The rights of every child are primarily contained in the United Nations Convention on the Rights of the child.
This is an international agreement that Australia signed in 1990. This means that Australia is bound by the obligations and rights under the Convention (Aboriginal and Torres Strait Islander Child Rights Report Card).
“Our children need our support to make their own way”
Dawn Wallam, SNAICC Chairperson
The UN Convention on the Rights of the Child (Convention) is an international legal agreement that sets out the basic human rights of all children.
While everyone has the responsibility to respect children’s rights and to help children to realise their rights, the Convention mostly focuses on what governments must do.It protects children’s rights by setting minimum standards across all areas of life, including health care, education, standard of living, and involvement with the justice system and culture.
Almost every country in the world has signed up to this Convention. Australia signed up in 1990, but has not made the Convention part of Australian law yet. By agreeing to the Convention, governments commit to respect, protect and fulfill the rights of children that the Convention contains.The Convention can be used together with the UN Declaration on the Rights of Indigenous Peoples.
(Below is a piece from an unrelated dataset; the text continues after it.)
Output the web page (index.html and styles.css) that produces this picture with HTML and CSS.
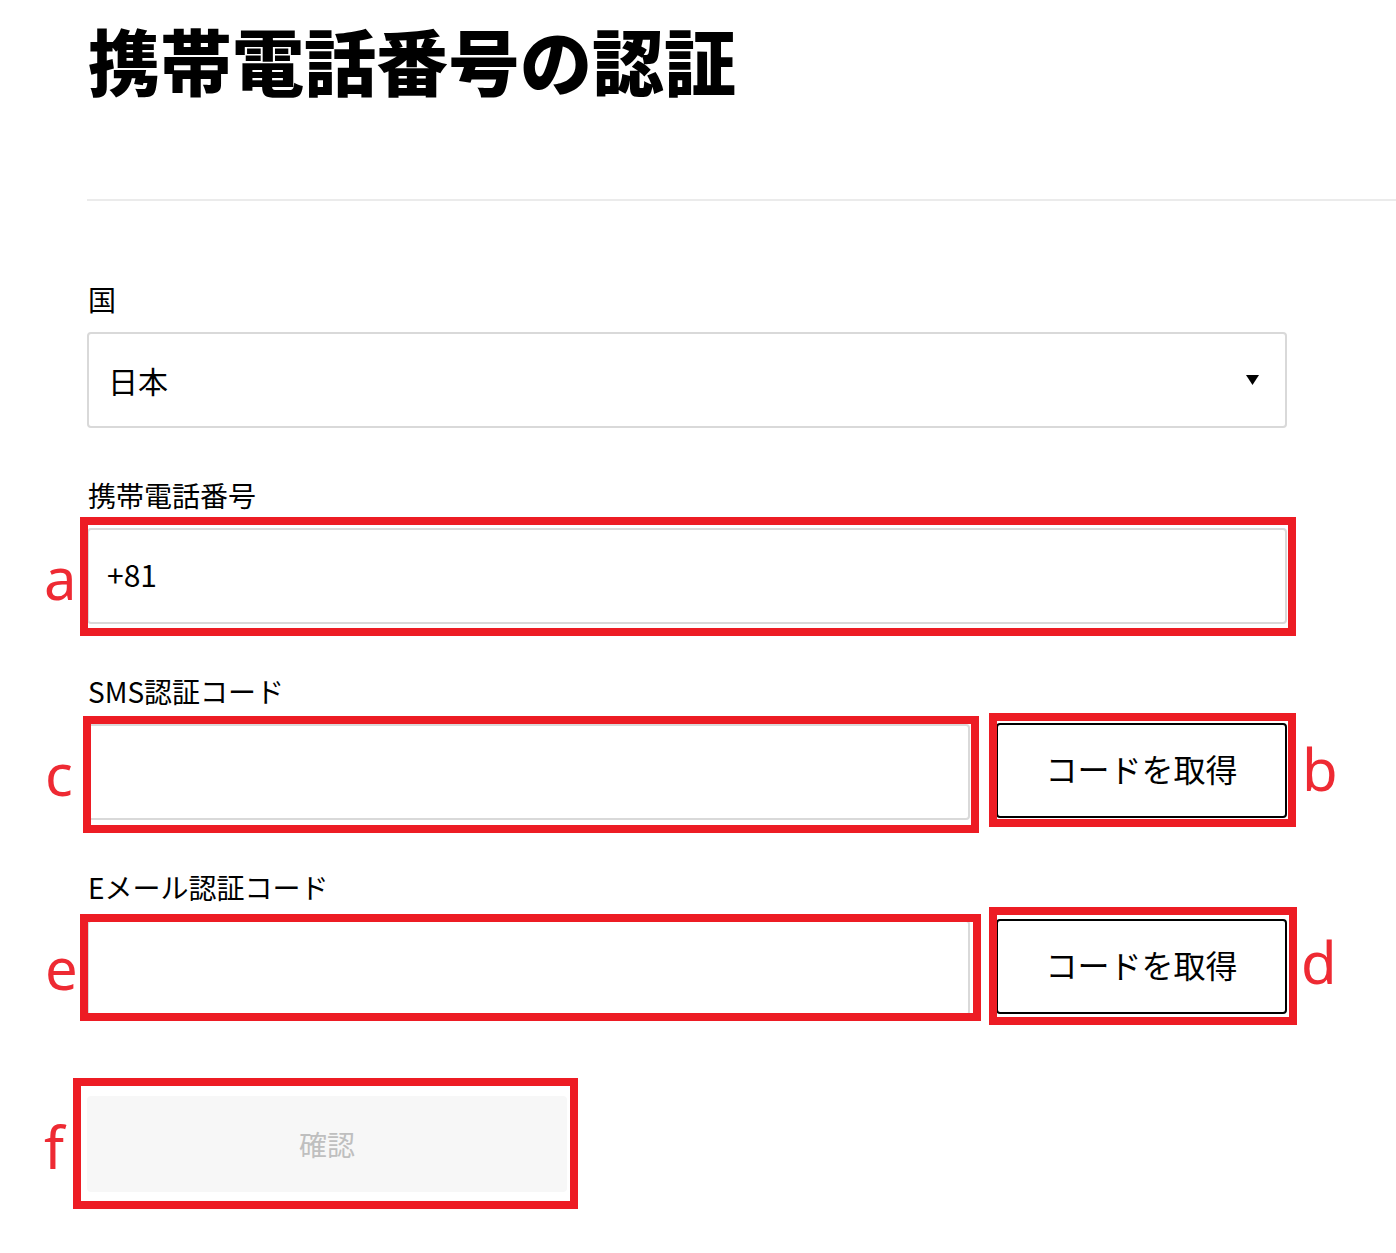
FILE: index.html
```html
<!DOCTYPE html>
<html lang="ja">
<head>
  <meta charset="UTF-8" />
  <meta name="viewport" content="width=device-width, initial-scale=1.0"/>
  <title>携帯電話番号の認証</title>
  <link rel="stylesheet" href="styles.css">
</head>
<body>
  <div class="page">
    <header class="head">
      <h1>携帯電話番号の認証</h1>
    </header>

    <form class="form" onsubmit="return false">
      <div class="field">
        <label>国</label>
        <div class="select">
          <span>日本</span>
          <svg class="caret" width="13" height="10" viewBox="0 0 13 10"><path d="M0 0h13L6.5 10z" fill="#000"/></svg>
        </div>
      </div>

      <div class="field">
        <label>携帯電話番号</label>
        <input class="input" type="text" value="+81">
      </div>

      <div class="field">
        <label>SMS認証コード</label>
        <div class="row">
          <input class="input" type="text">
          <button class="code-btn" type="button">コードを取得</button>
        </div>
      </div>

      <div class="field">
        <label>Eメール認証コード</label>
        <div class="row">
          <input class="input" type="text">
          <button class="code-btn" type="button">コードを取得</button>
        </div>
      </div>

      <button class="submit" type="submit" disabled>確認</button>
    </form>
  </div>

  <!-- annotation marks -->
  <div class="marks">
    <div class="box box-a"></div>
    <div class="box box-b"></div>
    <div class="box box-c"></div>
    <div class="box box-d"></div>
    <div class="box box-e"></div>
    <div class="box box-f"></div>
    <span class="tag tag-a">a</span>
    <span class="tag tag-b">b</span>
    <span class="tag tag-c">c</span>
    <span class="tag tag-d">d</span>
    <span class="tag tag-e">e</span>
    <span class="tag tag-f">f</span>
  </div>
</body>
</html>
```

FILE: styles.css
```css
body {
  margin: 0;
  font-family: "Noto Sans CJK JP", "Noto Sans", sans-serif;
  color: #000;
  background: #fff;
}
.page {
  padding-left: 87px;
}
.head {
  padding: 23px 0 104px;
  border-bottom: 2px solid #ebebeb;
}
.head h1 {
  margin: 0 0 0 1px;
  font-size: 72px;
  line-height: 72px;
  font-weight: 900;
}
.form {
  width: 1200px;
  padding-top: 81px;
}
.field {
  margin-bottom: 50px;
}
.field label {
  display: block;
  font-size: 28px;
  line-height: 34px;
  margin: 0 0 16px 1px;
}
.select,
.input {
  box-sizing: border-box;
  height: 96px;
  border: 2px solid #d9d9d9;
  border-radius: 4px;
  font-family: inherit;
  font-size: 30px;
  color: #000;
  background: #fff;
}
.select {
  display: flex;
  align-items: center;
  justify-content: space-between;
  padding: 0 26px 0 19px;
}
.input {
  display: block;
  width: 100%;
  padding: 0 18px 5px;
  outline: none;
}
.row {
  display: flex;
  gap: 26px;
  align-items: flex-start;
}
.row .input {
  flex: 1;
  width: auto;
  min-width: 0;
}
.code-btn {
  flex: none;
  width: 291px;
  height: 95px;
  margin-top: -1px;
  padding: 0 0 6px;
  border: 2px solid #000;
  border-radius: 4px;
  background: #fff;
  font-family: inherit;
  font-size: 32px;
  color: #000;
}
.submit {
  display: block;
  width: 480px;
  height: 96px;
  margin-top: 80px;
  border: none;
  border-radius: 4px;
  background: #f7f7f7;
  font-family: inherit;
  font-size: 28px;
  color: #bfbfbf;
}

/* red annotation overlay */
.marks {
  position: absolute;
  top: 0;
  left: 0;
}
.box {
  position: absolute;
  box-sizing: border-box;
  border: 8px solid #ed1c24;
}
.box-a { left: 80px; top: 517px; width: 1216px; height: 119px; }
.box-c { left: 83px; top: 716px; width: 896px; height: 117px; }
.box-b { left: 989px; top: 713px; width: 307px; height: 114px; }
.box-e { left: 80px; top: 914px; width: 901px; height: 107px; }
.box-d { left: 989px; top: 907px; width: 308px; height: 118px; }
.box-f { left: 73px; top: 1078px; width: 505px; height: 131px; }
.tag {
  position: absolute;
  font-family: "Noto Sans", sans-serif;
  font-size: 58px;
  line-height: 58px;
  color: #ee2a33;
}
.tag-a { left: 44px; top: 549px; }
.tag-c { left: 45px; top: 745px; }
.tag-b { left: 1302px; top: 740px; }
.tag-d { left: 1301px; top: 933px; }
.tag-e { left: 45px; top: 939px; }
.tag-f { left: 44px; top: 1118px; }
```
This Declaration specifically sets out the human rights of Indigenous peoples, including children, throughout the world.
Why are the rights of the child important?
- The fact that children are young and therefore not given as much importance as adults
- Children are more vulnerable than adults, and are less able or likely to articulate their needs and be able to protect themselves.
- Children were once regarded as the property of their parent. They were seen as objects. But children are now recognized as human beings and are the subject of their own rights that must be respected and protected. ‘The convention offers a vision of the child as an individual and as a member of a family and community. This means that children have both rights and responsibilities that are appropriate to their age and stage of development.’